▶ _Task to complete_
Copy out every line that contains "React".

▶ _Supplied information_
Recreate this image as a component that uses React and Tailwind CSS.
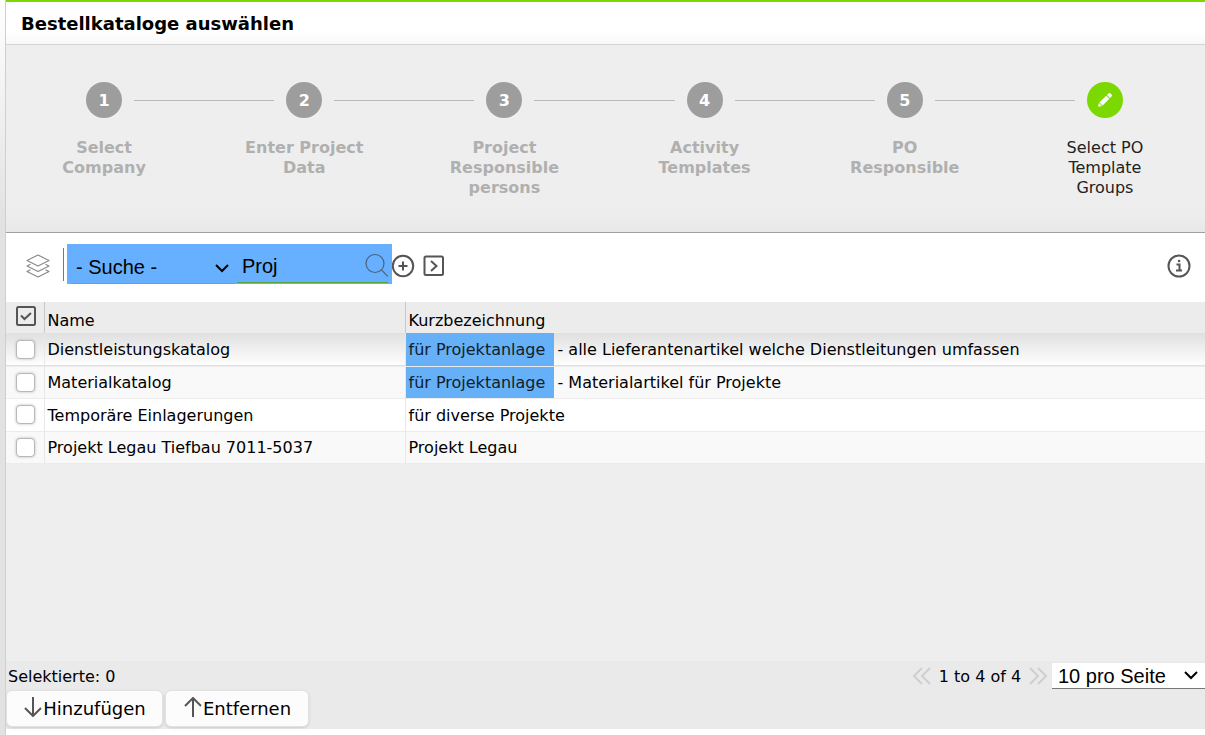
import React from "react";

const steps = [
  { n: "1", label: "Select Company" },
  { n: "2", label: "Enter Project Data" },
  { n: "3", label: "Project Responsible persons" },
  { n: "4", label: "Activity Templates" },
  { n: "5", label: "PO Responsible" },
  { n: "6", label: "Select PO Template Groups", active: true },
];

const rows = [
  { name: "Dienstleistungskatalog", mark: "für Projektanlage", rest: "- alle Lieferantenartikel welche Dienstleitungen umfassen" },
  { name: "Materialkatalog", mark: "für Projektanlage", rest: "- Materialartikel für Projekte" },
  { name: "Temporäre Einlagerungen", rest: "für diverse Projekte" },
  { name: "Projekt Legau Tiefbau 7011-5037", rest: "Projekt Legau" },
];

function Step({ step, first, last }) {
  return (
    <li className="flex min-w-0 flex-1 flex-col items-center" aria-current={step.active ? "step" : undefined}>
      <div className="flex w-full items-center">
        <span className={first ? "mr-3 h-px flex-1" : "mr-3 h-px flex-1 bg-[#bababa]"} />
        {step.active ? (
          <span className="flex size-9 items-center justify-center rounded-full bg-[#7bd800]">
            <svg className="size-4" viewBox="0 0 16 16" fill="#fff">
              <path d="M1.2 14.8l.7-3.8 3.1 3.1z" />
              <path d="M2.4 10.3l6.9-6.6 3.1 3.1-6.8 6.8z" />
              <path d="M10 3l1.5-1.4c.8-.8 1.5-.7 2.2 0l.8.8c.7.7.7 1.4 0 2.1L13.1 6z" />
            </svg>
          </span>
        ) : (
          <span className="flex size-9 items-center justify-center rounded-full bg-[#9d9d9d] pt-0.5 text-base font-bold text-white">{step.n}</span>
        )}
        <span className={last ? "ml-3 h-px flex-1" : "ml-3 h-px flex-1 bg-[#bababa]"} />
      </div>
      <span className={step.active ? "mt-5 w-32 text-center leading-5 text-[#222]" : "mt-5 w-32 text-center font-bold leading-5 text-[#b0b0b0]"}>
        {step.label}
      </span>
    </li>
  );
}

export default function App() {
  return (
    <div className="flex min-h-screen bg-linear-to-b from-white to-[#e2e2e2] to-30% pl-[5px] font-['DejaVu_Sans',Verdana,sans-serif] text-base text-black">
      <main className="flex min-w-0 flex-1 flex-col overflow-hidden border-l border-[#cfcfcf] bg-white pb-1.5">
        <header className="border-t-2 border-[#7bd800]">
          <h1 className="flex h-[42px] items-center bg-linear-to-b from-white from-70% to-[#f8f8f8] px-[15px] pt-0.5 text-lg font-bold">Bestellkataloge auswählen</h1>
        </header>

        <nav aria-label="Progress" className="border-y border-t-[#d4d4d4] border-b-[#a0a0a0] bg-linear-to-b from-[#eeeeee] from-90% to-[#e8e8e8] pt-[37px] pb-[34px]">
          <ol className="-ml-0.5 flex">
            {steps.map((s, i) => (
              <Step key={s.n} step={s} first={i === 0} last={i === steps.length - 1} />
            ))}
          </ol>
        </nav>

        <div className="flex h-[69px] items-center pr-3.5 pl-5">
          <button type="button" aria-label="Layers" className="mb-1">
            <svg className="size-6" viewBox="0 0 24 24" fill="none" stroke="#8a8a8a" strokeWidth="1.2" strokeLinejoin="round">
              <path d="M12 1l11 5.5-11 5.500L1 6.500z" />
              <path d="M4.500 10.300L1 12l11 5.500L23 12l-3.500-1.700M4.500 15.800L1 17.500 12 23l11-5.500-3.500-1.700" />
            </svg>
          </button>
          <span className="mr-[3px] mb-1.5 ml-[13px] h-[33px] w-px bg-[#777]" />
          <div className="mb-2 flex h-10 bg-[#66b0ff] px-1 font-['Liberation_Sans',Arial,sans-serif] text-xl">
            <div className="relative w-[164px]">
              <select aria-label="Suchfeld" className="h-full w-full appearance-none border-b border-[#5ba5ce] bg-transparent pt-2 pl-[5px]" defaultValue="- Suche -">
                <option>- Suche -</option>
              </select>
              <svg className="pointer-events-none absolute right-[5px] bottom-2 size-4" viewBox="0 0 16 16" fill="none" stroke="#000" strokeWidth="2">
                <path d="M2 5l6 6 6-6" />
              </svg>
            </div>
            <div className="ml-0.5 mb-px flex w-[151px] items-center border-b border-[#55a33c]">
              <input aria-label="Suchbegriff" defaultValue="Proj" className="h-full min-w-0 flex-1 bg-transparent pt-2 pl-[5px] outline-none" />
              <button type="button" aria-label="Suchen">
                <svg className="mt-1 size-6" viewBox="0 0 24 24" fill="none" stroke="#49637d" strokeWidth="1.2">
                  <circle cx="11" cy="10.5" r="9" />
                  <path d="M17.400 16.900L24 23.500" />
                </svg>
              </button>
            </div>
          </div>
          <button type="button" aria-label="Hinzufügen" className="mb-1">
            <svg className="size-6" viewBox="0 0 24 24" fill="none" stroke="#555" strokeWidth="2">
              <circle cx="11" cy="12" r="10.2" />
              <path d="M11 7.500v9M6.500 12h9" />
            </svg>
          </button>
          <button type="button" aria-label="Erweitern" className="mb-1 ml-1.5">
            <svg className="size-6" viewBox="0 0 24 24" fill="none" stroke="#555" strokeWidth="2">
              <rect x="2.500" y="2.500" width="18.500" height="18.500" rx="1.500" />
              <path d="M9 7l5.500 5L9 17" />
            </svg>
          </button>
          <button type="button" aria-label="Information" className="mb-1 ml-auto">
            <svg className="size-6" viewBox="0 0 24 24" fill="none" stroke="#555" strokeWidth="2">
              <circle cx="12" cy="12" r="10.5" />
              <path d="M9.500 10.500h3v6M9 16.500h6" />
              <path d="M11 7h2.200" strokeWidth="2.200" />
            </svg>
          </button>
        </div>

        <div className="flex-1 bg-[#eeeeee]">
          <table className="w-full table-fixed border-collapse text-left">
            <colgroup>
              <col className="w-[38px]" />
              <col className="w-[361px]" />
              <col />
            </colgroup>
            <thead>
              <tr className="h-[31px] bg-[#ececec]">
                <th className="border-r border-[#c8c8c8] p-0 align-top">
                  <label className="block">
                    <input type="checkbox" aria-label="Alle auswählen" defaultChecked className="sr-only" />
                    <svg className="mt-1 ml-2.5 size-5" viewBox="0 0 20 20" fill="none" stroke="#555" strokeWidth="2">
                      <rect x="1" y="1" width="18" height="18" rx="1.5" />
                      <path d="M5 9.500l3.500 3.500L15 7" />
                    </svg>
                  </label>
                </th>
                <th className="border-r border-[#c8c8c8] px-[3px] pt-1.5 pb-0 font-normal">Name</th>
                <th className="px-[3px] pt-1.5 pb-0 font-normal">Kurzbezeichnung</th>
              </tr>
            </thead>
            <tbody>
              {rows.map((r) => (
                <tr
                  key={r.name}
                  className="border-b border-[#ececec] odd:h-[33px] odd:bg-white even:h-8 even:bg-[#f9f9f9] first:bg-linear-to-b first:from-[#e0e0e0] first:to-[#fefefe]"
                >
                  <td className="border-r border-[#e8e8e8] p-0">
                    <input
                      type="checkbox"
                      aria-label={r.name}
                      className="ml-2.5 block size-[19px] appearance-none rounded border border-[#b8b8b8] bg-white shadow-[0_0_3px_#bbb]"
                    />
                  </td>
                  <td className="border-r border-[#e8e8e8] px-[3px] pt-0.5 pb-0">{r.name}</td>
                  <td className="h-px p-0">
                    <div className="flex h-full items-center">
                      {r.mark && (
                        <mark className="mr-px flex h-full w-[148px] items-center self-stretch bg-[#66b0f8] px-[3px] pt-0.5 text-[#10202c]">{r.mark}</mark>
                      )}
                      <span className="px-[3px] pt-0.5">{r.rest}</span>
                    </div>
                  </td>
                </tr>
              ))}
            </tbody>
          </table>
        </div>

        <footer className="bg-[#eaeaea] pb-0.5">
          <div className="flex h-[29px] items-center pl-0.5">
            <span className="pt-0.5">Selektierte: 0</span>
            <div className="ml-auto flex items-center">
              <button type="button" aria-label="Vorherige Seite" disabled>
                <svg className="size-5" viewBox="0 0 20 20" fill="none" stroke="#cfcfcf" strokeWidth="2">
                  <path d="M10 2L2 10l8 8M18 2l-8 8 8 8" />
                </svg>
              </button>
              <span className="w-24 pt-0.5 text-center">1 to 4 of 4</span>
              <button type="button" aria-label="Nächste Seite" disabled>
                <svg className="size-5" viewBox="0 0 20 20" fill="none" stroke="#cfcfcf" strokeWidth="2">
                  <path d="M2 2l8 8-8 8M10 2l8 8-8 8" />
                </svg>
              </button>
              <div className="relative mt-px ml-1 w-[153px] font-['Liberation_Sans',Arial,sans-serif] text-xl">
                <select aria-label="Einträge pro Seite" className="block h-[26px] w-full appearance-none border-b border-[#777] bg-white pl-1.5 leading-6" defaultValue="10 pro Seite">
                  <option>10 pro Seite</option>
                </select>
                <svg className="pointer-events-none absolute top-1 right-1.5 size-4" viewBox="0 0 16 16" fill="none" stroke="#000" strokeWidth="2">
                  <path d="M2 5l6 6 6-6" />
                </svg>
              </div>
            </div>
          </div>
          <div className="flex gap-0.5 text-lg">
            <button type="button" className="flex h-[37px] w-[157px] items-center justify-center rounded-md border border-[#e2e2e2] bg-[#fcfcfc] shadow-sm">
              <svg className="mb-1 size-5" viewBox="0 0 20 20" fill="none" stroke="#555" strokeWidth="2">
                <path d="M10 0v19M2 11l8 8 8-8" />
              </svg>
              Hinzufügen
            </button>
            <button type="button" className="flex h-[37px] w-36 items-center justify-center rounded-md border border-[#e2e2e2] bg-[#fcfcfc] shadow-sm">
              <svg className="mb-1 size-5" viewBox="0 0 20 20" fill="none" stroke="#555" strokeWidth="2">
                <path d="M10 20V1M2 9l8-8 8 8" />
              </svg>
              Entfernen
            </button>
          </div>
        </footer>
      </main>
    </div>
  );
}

▶ _Exercise response_
Recreate this image as a component that uses React and Tailwind CSS.
import React from "react";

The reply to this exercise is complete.